What needs to be done. The listing below must be repeated word for word, with its images excluded.

☆ ☆ ☆ ☆ ☆

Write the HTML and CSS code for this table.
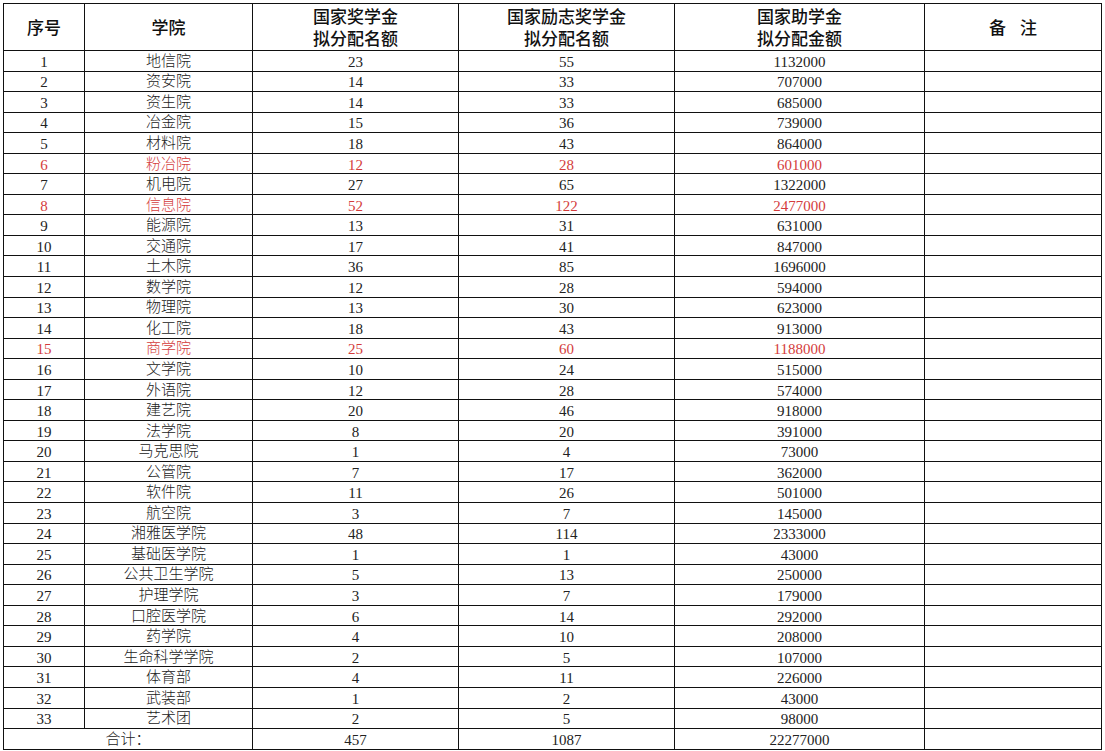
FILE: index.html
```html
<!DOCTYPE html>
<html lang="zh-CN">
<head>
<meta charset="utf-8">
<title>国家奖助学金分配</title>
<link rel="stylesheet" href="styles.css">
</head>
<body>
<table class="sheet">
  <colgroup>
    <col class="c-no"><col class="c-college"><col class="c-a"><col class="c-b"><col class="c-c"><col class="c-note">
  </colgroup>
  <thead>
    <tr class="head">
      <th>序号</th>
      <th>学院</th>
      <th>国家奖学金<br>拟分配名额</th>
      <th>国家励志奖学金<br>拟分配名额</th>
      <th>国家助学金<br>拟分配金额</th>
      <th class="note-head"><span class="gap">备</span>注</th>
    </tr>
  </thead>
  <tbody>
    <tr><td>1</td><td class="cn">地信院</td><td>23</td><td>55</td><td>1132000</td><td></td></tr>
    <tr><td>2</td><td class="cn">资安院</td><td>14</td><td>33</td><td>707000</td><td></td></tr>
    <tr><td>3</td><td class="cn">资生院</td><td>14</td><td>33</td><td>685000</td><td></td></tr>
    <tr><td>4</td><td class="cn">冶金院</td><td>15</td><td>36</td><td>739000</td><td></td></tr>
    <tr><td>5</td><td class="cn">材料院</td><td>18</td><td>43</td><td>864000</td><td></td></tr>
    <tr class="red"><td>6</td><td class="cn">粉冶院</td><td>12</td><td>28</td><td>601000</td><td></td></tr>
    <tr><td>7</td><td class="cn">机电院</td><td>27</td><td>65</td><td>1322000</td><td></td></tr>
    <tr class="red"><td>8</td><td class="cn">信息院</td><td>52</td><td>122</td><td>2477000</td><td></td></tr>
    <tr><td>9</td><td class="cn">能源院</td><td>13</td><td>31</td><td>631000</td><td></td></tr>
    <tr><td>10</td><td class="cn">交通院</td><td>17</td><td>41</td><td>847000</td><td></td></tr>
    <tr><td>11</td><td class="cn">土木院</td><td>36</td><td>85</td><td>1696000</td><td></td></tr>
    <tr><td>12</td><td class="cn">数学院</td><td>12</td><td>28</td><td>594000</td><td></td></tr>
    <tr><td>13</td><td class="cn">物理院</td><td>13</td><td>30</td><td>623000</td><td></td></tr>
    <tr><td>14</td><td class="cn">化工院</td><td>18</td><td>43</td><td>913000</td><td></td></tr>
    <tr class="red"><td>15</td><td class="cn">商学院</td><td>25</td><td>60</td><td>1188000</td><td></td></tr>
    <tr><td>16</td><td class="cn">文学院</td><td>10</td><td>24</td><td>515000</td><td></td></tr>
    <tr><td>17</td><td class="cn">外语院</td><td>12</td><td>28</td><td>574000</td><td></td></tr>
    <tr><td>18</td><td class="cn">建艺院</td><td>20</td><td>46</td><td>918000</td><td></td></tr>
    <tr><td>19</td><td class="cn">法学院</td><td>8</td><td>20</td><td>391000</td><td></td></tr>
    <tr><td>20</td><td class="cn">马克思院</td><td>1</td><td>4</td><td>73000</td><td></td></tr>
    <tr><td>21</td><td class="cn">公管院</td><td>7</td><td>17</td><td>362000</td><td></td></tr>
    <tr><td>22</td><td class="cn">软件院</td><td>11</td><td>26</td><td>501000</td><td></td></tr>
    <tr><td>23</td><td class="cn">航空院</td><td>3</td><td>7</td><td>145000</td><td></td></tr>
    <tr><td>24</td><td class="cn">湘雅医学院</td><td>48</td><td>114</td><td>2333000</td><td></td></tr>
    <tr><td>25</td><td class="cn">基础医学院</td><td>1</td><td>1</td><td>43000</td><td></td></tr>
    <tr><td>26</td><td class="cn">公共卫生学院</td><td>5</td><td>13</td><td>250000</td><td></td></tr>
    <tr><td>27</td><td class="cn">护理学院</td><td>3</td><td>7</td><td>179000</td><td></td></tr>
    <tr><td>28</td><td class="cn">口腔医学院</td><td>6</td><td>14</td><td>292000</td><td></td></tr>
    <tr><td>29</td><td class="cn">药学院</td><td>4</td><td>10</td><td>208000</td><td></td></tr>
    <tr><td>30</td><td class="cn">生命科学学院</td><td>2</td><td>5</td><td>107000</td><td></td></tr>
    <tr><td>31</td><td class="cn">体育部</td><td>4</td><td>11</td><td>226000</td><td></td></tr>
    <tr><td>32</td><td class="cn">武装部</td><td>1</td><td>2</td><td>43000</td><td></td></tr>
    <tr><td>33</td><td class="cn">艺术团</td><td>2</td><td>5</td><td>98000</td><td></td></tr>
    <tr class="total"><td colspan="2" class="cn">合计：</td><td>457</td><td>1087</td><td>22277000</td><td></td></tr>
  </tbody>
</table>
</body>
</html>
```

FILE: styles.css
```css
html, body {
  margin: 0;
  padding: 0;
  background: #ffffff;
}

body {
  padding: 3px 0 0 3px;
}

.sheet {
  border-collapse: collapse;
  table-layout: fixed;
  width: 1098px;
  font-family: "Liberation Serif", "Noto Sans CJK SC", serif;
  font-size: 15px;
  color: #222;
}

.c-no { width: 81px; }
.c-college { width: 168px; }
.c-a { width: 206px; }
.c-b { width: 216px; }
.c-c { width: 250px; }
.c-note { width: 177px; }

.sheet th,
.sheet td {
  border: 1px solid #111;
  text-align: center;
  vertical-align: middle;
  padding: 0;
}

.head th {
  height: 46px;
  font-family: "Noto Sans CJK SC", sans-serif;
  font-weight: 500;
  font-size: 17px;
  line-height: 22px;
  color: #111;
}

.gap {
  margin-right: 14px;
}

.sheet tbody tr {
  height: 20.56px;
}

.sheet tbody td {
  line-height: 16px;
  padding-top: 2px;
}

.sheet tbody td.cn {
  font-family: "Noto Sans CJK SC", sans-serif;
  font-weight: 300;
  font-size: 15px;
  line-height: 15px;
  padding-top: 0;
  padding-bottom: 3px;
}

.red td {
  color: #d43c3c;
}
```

☆ ☆ ☆ ☆ ☆

Response for this exercise.
Write the HTML and CSS code for this table.
FILE: index.html
```html
<!DOCTYPE html>
<html lang="zh-CN">
<head>
<meta charset="utf-8">
<title>国家奖助学金分配</title>
<link rel="stylesheet" href="styles.css">
</head>
<body>
<table class="sheet">
  <colgroup>
    <col class="c-no"><col class="c-college"><col class="c-a"><col class="c-b"><col class="c-c"><col class="c-note">
  </colgroup>
  <thead>
    <tr class="head">
      <th>序号</th>
      <th>学院</th>
      <th>国家奖学金<br>拟分配名额</th>
      <th>国家励志奖学金<br>拟分配名额</th>
      <th>国家助学金<br>拟分配金额</th>
      <th class="note-head"><span class="gap">备</span>注</th>
    </tr>
  </thead>
  <tbody>
    <tr><td>1</td><td class="cn">地信院</td><td>23</td><td>55</td><td>1132000</td><td></td></tr>
    <tr><td>2</td><td class="cn">资安院</td><td>14</td><td>33</td><td>707000</td><td></td></tr>
    <tr><td>3</td><td class="cn">资生院</td><td>14</td><td>33</td><td>685000</td><td></td></tr>
    <tr><td>4</td><td class="cn">冶金院</td><td>15</td><td>36</td><td>739000</td><td></td></tr>
    <tr><td>5</td><td class="cn">材料院</td><td>18</td><td>43</td><td>864000</td><td></td></tr>
    <tr class="red"><td>6</td><td class="cn">粉冶院</td><td>12</td><td>28</td><td>601000</td><td></td></tr>
    <tr><td>7</td><td class="cn">机电院</td><td>27</td><td>65</td><td>1322000</td><td></td></tr>
    <tr class="red"><td>8</td><td class="cn">信息院</td><td>52</td><td>122</td><td>2477000</td><td></td></tr>
    <tr><td>9</td><td class="cn">能源院</td><td>13</td><td>31</td><td>631000</td><td></td></tr>
    <tr><td>10</td><td class="cn">交通院</td><td>17</td><td>41</td><td>847000</td><td></td></tr>
    <tr><td>11</td><td class="cn">土木院</td><td>36</td><td>85</td><td>1696000</td><td></td></tr>
    <tr><td>12</td><td class="cn">数学院</td><td>12</td><td>28</td><td>594000</td><td></td></tr>
    <tr><td>13</td><td class="cn">物理院</td><td>13</td><td>30</td><td>623000</td><td></td></tr>
    <tr><td>14</td><td class="cn">化工院</td><td>18</td><td>43</td><td>913000</td><td></td></tr>
    <tr class="red"><td>15</td><td class="cn">商学院</td><td>25</td><td>60</td><td>1188000</td><td></td></tr>
    <tr><td>16</td><td class="cn">文学院</td><td>10</td><td>24</td><td>515000</td><td></td></tr>
    <tr><td>17</td><td class="cn">外语院</td><td>12</td><td>28</td><td>574000</td><td></td></tr>
    <tr><td>18</td><td class="cn">建艺院</td><td>20</td><td>46</td><td>918000</td><td></td></tr>
    <tr><td>19</td><td class="cn">法学院</td><td>8</td><td>20</td><td>391000</td><td></td></tr>
    <tr><td>20</td><td class="cn">马克思院</td><td>1</td><td>4</td><td>73000</td><td></td></tr>
    <tr><td>21</td><td class="cn">公管院</td><td>7</td><td>17</td><td>362000</td><td></td></tr>
    <tr><td>22</td><td class="cn">软件院</td><td>11</td><td>26</td><td>501000</td><td></td></tr>
    <tr><td>23</td><td class="cn">航空院</td><td>3</td><td>7</td><td>145000</td><td></td></tr>
    <tr><td>24</td><td class="cn">湘雅医学院</td><td>48</td><td>114</td><td>2333000</td><td></td></tr>
    <tr><td>25</td><td class="cn">基础医学院</td><td>1</td><td>1</td><td>43000</td><td></td></tr>
    <tr><td>26</td><td class="cn">公共卫生学院</td><td>5</td><td>13</td><td>250000</td><td></td></tr>
    <tr><td>27</td><td class="cn">护理学院</td><td>3</td><td>7</td><td>179000</td><td></td></tr>
    <tr><td>28</td><td class="cn">口腔医学院</td><td>6</td><td>14</td><td>292000</td><td></td></tr>
    <tr><td>29</td><td class="cn">药学院</td><td>4</td><td>10</td><td>208000</td><td></td></tr>
    <tr><td>30</td><td class="cn">生命科学学院</td><td>2</td><td>5</td><td>107000</td><td></td></tr>
    <tr><td>31</td><td class="cn">体育部</td><td>4</td><td>11</td><td>226000</td><td></td></tr>
    <tr><td>32</td><td class="cn">武装部</td><td>1</td><td>2</td><td>43000</td><td></td></tr>
    <tr><td>33</td><td class="cn">艺术团</td><td>2</td><td>5</td><td>98000</td><td></td></tr>
    <tr class="total"><td colspan="2" class="cn">合计：</td><td>457</td><td>1087</td><td>22277000</td><td></td></tr>
  </tbody>
</table>
</body>
</html>
```

FILE: styles.css
```css
html, body {
  margin: 0;
  padding: 0;
  background: #ffffff;
}

body {
  padding: 3px 0 0 3px;
}

.sheet {
  border-collapse: collapse;
  table-layout: fixed;
  width: 1098px;
  font-family: "Liberation Serif", "Noto Sans CJK SC", serif;
  font-size: 15px;
  color: #222;
}

.c-no { width: 81px; }
.c-college { width: 168px; }
.c-a { width: 206px; }
.c-b { width: 216px; }
.c-c { width: 250px; }
.c-note { width: 177px; }

.sheet th,
.sheet td {
  border: 1px solid #111;
  text-align: center;
  vertical-align: middle;
  padding: 0;
}

.head th {
  height: 46px;
  font-family: "Noto Sans CJK SC", sans-serif;
  font-weight: 500;
  font-size: 17px;
  line-height: 22px;
  color: #111;
}

.gap {
  margin-right: 14px;
}

.sheet tbody tr {
  height: 20.56px;
}

.sheet tbody td {
  line-height: 16px;
  padding-top: 2px;
}

.sheet tbody td.cn {
  font-family: "Noto Sans CJK SC", sans-serif;
  font-weight: 300;
  font-size: 15px;
  line-height: 15px;
  padding-top: 0;
  padding-bottom: 3px;
}

.red td {
  color: #d43c3c;
}
```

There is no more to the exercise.